Stated problem>
Each line from the beginning of the data below through the line containing "text-[9px] tracking-[-0.2px] leading-[10px]" should be repeated exactly, please.

════════

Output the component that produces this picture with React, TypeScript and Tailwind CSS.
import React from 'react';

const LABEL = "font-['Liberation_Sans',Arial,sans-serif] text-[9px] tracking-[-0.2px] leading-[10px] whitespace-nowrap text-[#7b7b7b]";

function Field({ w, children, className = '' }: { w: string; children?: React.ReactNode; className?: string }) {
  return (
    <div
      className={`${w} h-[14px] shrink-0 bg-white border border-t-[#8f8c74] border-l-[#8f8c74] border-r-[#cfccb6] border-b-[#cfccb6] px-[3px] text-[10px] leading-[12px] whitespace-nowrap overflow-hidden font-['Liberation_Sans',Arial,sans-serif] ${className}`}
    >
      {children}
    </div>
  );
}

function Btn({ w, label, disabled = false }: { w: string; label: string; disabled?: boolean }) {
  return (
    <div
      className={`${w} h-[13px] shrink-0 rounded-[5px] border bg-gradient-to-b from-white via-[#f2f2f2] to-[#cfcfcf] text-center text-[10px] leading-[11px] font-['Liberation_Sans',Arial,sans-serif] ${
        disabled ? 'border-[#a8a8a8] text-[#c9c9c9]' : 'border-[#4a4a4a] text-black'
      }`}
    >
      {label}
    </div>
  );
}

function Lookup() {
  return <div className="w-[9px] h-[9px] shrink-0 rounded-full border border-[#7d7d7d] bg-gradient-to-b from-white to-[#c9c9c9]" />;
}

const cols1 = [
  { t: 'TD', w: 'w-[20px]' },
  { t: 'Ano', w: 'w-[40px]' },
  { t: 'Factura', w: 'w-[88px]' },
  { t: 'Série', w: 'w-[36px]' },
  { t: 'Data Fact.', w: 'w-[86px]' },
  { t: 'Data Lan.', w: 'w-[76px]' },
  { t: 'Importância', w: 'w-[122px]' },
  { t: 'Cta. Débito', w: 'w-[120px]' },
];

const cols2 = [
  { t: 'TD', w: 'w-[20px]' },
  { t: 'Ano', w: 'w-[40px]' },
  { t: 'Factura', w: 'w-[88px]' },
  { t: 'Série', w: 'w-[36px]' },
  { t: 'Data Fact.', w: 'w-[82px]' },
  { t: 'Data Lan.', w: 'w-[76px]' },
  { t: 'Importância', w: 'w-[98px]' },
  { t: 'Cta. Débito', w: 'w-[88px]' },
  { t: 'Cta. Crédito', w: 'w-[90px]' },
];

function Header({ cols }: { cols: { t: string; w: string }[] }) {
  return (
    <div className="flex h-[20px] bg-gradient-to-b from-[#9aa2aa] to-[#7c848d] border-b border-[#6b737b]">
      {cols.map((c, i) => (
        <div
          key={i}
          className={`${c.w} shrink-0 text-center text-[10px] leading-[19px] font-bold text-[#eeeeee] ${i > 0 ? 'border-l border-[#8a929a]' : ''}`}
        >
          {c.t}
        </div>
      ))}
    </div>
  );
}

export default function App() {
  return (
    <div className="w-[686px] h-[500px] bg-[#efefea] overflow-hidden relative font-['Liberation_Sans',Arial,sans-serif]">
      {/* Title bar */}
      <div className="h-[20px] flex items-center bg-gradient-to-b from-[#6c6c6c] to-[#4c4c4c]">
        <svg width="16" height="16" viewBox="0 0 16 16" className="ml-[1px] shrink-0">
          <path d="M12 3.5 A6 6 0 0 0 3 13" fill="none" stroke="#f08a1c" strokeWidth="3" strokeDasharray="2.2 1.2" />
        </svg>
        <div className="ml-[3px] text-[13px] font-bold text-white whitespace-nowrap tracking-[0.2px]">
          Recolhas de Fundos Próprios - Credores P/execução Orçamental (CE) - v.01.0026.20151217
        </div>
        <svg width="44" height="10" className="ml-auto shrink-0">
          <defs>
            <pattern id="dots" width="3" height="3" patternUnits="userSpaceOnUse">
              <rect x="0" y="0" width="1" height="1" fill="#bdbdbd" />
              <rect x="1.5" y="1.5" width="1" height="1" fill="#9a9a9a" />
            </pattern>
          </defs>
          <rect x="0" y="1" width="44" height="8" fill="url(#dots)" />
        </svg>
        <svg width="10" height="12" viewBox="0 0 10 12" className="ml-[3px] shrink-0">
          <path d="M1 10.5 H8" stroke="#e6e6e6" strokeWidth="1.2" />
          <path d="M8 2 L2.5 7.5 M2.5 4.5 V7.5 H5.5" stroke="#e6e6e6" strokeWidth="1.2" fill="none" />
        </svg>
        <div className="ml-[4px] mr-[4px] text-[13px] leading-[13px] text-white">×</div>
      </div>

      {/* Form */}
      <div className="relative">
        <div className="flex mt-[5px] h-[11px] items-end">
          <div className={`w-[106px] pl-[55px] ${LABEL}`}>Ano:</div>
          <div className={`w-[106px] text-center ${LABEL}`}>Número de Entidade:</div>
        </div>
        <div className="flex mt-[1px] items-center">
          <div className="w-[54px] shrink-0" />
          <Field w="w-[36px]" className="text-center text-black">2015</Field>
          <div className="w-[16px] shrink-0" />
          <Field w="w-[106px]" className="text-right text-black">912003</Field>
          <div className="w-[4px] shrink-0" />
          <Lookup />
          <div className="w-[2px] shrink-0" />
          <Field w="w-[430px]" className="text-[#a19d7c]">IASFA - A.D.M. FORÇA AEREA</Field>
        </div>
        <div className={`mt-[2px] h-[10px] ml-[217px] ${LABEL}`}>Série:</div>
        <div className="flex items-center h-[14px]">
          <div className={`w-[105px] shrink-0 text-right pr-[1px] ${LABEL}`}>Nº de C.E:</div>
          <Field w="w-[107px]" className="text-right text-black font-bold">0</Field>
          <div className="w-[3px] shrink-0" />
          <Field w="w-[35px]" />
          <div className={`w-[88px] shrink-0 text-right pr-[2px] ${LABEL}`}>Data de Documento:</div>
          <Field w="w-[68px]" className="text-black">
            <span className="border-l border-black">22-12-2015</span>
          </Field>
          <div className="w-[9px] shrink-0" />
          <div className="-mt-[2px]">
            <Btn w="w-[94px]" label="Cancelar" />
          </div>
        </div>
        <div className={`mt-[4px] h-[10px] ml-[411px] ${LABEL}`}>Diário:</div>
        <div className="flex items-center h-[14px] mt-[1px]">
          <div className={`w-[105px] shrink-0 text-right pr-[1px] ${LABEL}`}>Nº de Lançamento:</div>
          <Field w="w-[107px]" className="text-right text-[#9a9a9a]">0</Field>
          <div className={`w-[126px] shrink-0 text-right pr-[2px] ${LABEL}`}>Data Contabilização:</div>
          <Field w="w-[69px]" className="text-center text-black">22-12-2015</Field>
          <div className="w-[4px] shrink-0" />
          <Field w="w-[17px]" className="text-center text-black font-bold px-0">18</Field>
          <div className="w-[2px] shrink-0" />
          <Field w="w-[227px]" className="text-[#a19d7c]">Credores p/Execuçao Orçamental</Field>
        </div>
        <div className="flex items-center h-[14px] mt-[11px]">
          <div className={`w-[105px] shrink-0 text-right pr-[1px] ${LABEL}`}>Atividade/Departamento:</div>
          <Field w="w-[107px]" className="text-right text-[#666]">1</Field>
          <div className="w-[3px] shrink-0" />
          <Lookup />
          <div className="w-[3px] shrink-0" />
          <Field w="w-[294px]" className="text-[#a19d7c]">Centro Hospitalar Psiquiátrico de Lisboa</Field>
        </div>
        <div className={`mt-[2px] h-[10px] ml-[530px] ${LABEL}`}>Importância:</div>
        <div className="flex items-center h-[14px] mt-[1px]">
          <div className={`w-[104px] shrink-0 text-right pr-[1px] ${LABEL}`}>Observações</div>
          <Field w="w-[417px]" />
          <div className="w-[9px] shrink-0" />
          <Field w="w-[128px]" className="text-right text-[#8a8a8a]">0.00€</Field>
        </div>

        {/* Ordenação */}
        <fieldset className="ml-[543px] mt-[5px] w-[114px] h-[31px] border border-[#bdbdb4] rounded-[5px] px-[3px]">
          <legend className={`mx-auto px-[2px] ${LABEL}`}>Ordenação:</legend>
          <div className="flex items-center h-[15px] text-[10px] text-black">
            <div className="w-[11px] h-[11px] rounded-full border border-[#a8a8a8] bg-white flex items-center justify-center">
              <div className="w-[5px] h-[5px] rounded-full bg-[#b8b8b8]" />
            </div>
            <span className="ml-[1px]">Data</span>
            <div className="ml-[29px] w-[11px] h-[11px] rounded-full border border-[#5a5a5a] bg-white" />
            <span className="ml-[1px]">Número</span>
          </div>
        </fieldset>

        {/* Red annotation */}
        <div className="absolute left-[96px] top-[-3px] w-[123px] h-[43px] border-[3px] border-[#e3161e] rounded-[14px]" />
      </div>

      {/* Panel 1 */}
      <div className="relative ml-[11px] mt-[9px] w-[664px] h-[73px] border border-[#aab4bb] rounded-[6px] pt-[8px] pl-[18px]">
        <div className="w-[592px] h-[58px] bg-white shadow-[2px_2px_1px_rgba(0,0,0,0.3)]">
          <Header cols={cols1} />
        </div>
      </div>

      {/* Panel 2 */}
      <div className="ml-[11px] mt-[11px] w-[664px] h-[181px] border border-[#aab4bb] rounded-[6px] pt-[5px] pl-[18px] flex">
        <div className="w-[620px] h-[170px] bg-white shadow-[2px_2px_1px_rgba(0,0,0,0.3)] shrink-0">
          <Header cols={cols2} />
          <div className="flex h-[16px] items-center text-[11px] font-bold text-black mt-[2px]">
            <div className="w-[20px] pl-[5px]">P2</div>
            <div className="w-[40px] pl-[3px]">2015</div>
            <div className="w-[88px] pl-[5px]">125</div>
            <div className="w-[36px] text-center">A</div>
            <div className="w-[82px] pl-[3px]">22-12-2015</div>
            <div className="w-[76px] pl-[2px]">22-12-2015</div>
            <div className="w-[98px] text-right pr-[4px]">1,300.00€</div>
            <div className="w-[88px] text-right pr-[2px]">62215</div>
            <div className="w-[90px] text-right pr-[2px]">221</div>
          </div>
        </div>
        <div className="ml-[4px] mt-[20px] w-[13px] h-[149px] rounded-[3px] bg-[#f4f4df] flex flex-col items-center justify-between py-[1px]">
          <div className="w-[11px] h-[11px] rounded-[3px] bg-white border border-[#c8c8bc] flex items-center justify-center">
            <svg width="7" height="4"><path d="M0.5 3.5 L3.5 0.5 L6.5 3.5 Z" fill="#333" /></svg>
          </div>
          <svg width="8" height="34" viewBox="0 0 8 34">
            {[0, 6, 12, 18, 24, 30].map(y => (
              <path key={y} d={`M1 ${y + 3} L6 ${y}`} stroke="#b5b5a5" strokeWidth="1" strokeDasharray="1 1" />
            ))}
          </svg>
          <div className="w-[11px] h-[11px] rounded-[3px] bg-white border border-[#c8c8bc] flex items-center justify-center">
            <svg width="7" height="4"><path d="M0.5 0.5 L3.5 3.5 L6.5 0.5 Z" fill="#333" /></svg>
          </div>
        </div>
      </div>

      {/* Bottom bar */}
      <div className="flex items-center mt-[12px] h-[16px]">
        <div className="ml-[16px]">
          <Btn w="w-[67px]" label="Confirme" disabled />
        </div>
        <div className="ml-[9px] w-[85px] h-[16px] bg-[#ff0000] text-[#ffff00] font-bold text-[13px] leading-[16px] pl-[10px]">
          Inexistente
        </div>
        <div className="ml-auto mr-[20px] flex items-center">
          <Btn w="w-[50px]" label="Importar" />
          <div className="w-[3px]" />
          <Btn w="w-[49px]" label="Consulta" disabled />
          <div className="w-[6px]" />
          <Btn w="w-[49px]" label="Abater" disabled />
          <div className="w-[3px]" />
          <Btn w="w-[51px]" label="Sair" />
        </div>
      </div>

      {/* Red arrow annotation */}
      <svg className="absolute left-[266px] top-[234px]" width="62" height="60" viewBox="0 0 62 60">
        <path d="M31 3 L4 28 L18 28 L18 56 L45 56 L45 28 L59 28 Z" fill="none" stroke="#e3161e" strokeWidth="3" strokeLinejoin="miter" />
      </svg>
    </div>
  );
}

════════

Output>
Output the component that produces this picture with React, TypeScript and Tailwind CSS.
import React from 'react';

const LABEL = "font-['Liberation_Sans',Arial,sans-serif] text-[9px] tracking-[-0.2px] leading-[10px] whitespace-nowrap text-[#7b7b7b]";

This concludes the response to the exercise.